IO wait when using dense_vector field

Elasticsearch 7.15.2

While testing the performances of various types of queries using the dense_vector field type we noticed that a significant amount of time is spent loading the dense_vector from the disk.

We observed the following behaviors :

  • Using the dense_vectors in a rescorer we noticed that by incrementing the window_size parameter we have higher spikes in disk reads (and therefore io wait) each time a new query is executed.
  • When executing twice the same query (and therefore loading the same vectors in the rescorer) we have a spike in disk reads with the first query and pretty much no disk usage with the second one. We can also see that the time dedicated to the rescorer is significantly lower on the second query (we evaluated the time taken by the rescorer using the profile api).
  • When using smaller indexes that can fit in memory this issue is visible only when executing the first few queries.
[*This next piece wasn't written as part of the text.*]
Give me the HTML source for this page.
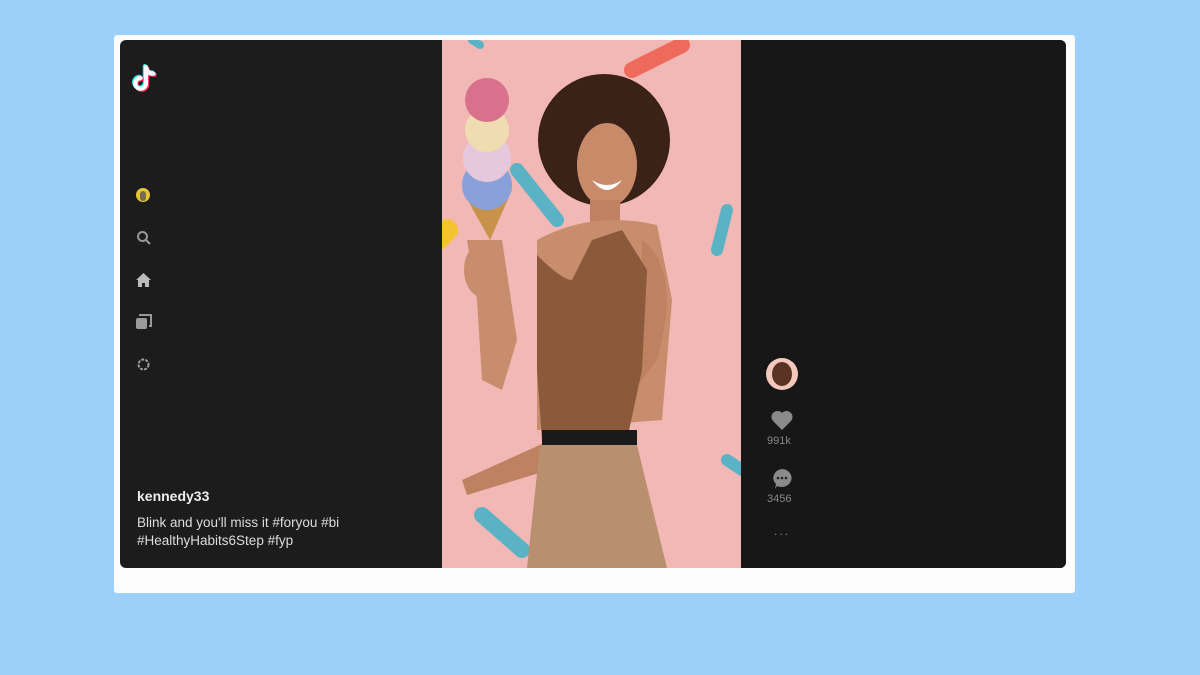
<!DOCTYPE html>
<html><head><meta charset="utf-8"><style>
*{margin:0;padding:0;box-sizing:border-box}
body{width:1200px;height:675px;background:#9ccffa;position:relative;overflow:hidden;font-family:"Liberation Sans",sans-serif}
.frame{position:absolute;left:114px;top:35px;width:961px;height:558px;background:#fdfdfd;border-radius:3px}
.panel{position:absolute;left:120px;top:40px;width:946px;height:528px;background:#1c1c1c;border-radius:6px;overflow:hidden}
.right{position:absolute;left:621px;top:0;width:325px;height:528px;background:#171717}
.video{position:absolute;left:322px;top:0;width:299px;height:528px;background:#f2b8b5;overflow:hidden}
.ic{position:absolute}
.txt{position:absolute;color:#eee}
</style></head><body>
<div class="frame"></div>
<div class="panel">
 <div class="right"></div>
 <div class="video">
  <svg width="299" height="528" viewBox="0 0 299 528">
   <g stroke-linecap="round" fill="none">
    <line x1="190" y1="30" x2="240" y2="5" stroke="#ee6b5b" stroke-width="16"/>
    <line x1="75" y1="130" x2="115" y2="180" stroke="#5ab3c4" stroke-width="14"/>
    <line x1="5" y1="190" x2="-5" y2="200" stroke="#f4c430" stroke-width="22"/>
    <line x1="285" y1="170" x2="275" y2="210" stroke="#5ab3c4" stroke-width="12"/>
    <line x1="40" y1="475" x2="80" y2="510" stroke="#5ab3c4" stroke-width="16"/>
    <line x1="285" y1="420" x2="300" y2="430" stroke="#5ab3c4" stroke-width="12"/>
    <line x1="30" y1="0" x2="38" y2="5" stroke="#5ab3c4" stroke-width="8"/>
   </g>
   <ellipse cx="162" cy="100" rx="66" ry="66" fill="#3a2218"/>
   <ellipse cx="165" cy="125" rx="30" ry="42" fill="#c98a6a"/>
   <path d="M150 140 Q165 160 180 140 Q165 150 150 140Z" fill="#fff"/>
   <rect x="148" y="160" width="30" height="30" fill="#c08062"/>
   <path d="M95 200 Q150 170 215 185 L230 260 L220 380 L95 390 Z" fill="#c88d6c"/>
   <path d="M25 200 L60 200 L75 300 L60 350 L40 340 L35 260 Z" fill="#c88d6c"/>
   <path d="M200 200 Q240 230 215 320 L140 420 L25 455 L20 440 L120 395 L200 300 Z" fill="#be8262"/>
   <path d="M95 215 Q120 240 130 240 L150 200 L180 190 L205 230 L200 330 L185 400 L100 400 L95 330 Z" fill="#8b5a3a"/>
   <rect x="100" y="390" width="95" height="15" fill="#1a1a1a"/>
   <path d="M98 405 L195 405 L225 528 L85 528 Z" fill="#b89070"/>
   <path d="M20 150 L70 150 L48 200 Z" fill="#c8924a"/>
   <circle cx="45" cy="145" r="25" fill="#8aa0d8"/>
   <circle cx="45" cy="118" r="24" fill="#e6c8dc"/>
   <circle cx="45" cy="90" r="22" fill="#efdcb0"/>
   <circle cx="45" cy="60" r="22" fill="#d9708c"/>
   <ellipse cx="42" cy="230" rx="20" ry="28" fill="#c88d6c"/>
  </svg>
 </div>
 <svg class="ic" style="left:12px;top:23px" width="28" height="30" viewBox="0 0 26 28">
  <g fill="none" stroke-width="4" stroke-linecap="round">
   <path d="M13 4 V19 A5 5 0 1 1 8 14" stroke="#25f4ee" transform="translate(-1,-1)"/>
   <path d="M13 4 Q14 10 20 10" stroke="#25f4ee" transform="translate(-1,-1)"/>
   <path d="M13 4 V19 A5 5 0 1 1 8 14" stroke="#fe2c55" transform="translate(1,1)"/>
   <path d="M13 4 Q14 10 20 10" stroke="#fe2c55" transform="translate(1,1)"/>
   <path d="M13 4 V19 A5 5 0 1 1 8 14" stroke="#fff"/>
   <path d="M13 4 Q14 10 20 10" stroke="#fff"/>
  </g>
 </svg>
 <div class="ic" style="left:16px;top:148px;width:14px;height:14px;border-radius:50%;background:#e3c635"><div style="margin:3px 0 0 4px;width:6px;height:10px;background:#7a6a55;border-radius:3px"></div></div>
 <svg class="ic" style="left:16px;top:190px" width="16" height="16" viewBox="0 0 16 16"><circle cx="6.5" cy="6.5" r="4.5" stroke="#999" stroke-width="2" fill="none"/><line x1="10" y1="10" x2="14" y2="14" stroke="#999" stroke-width="2"/></svg>
 <svg class="ic" style="left:16px;top:233px" width="15" height="14" viewBox="0 0 15 14"><path d="M7.5 0 L15 7 H13 V14 H9 V10 H6 V14 H2 V7 H0Z" fill="#bbb"/></svg>
 <svg class="ic" style="left:16px;top:274px" width="16" height="16" viewBox="0 0 16 16"><rect x="0" y="4" width="11" height="11" rx="2" fill="#999"/><path d="M4 2 V1 H15 V12 H13" stroke="#999" stroke-width="2" fill="none"/></svg>
 <svg class="ic" style="left:16px;top:317px" width="15" height="15" viewBox="0 0 15 15"><circle cx="7.5" cy="7.5" r="5" stroke="#999" stroke-width="2" fill="none" stroke-dasharray="3 1.2"/></svg>
 <div class="txt" style="left:17px;top:448px;font-size:14px;font-weight:bold">kennedy33</div>
 <div class="txt" style="left:17px;top:474px;font-size:13.5px;line-height:18px;color:#ddd">Blink and you'll miss it #foryou #bi<br>#HealthyHabits6Step #fyp</div>
 <div class="ic" style="left:646px;top:318px;width:32px;height:32px;border-radius:50%;background:#f4c9bd;overflow:hidden"><div style="margin:4px 0 0 6px;width:20px;height:24px;border-radius:50%;background:#5a3325"></div></div>
 <svg class="ic" style="left:651px;top:370px" width="22" height="20" viewBox="0 0 22 20"><path d="M11 20 L2 11 A5.5 5.5 0 0 1 11 3 A5.5 5.5 0 0 1 20 11Z" fill="#8a8a8a"/></svg>
 <div class="txt" style="left:647px;top:395px;font-size:11px;color:#888">991k</div>
 <svg class="ic" style="left:651px;top:428px" width="22" height="22" viewBox="0 0 22 22"><path d="M11 1 A10 9 0 1 1 6 18 L4 21 L5 16 A10 9 0 0 1 11 1Z" fill="#8a8a8a"/><circle cx="7" cy="10" r="1.3" fill="#222"/><circle cx="11" cy="10" r="1.3" fill="#222"/><circle cx="15" cy="10" r="1.3" fill="#222"/></svg>
 <div class="txt" style="left:647px;top:453px;font-size:11px;color:#888">3456</div>
 <div class="txt" style="left:654px;top:484px;font-size:12px;color:#888;letter-spacing:2px">...</div>
</div>
</body></html>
Once most of the vectors have been "seen" by the rescorer the disk usage becomes negligible and queries are faster.

Since in # Performance and storage of the dense_vector type it is explained that Elasticsearch compresses the dense vectors when storing them we tried reducing the number of decimals used to represent the vectors, this resulted in less disk space used but in practice no difference in the disk read spikes that are slowing down the queries.

Is there a way besides reducing the window_size parameter to avoid the high disk wait when using the dense_vector field?

Has anyone ever dealt with such issue or has a suggestion on how to deal with it?

Vector values are stored by default in memory mapped files. So it may take some time to load them on first access, but access to vector values for subsequent queries will be served from memory, as long as there is enough space in the file system cache. We recommend leave enough space for the file system cache.

If you really worry about performance hit on the 1st access, here is information how to make ES to preload values. In 7.x vector values are stored in .dvd files as other doc values fields.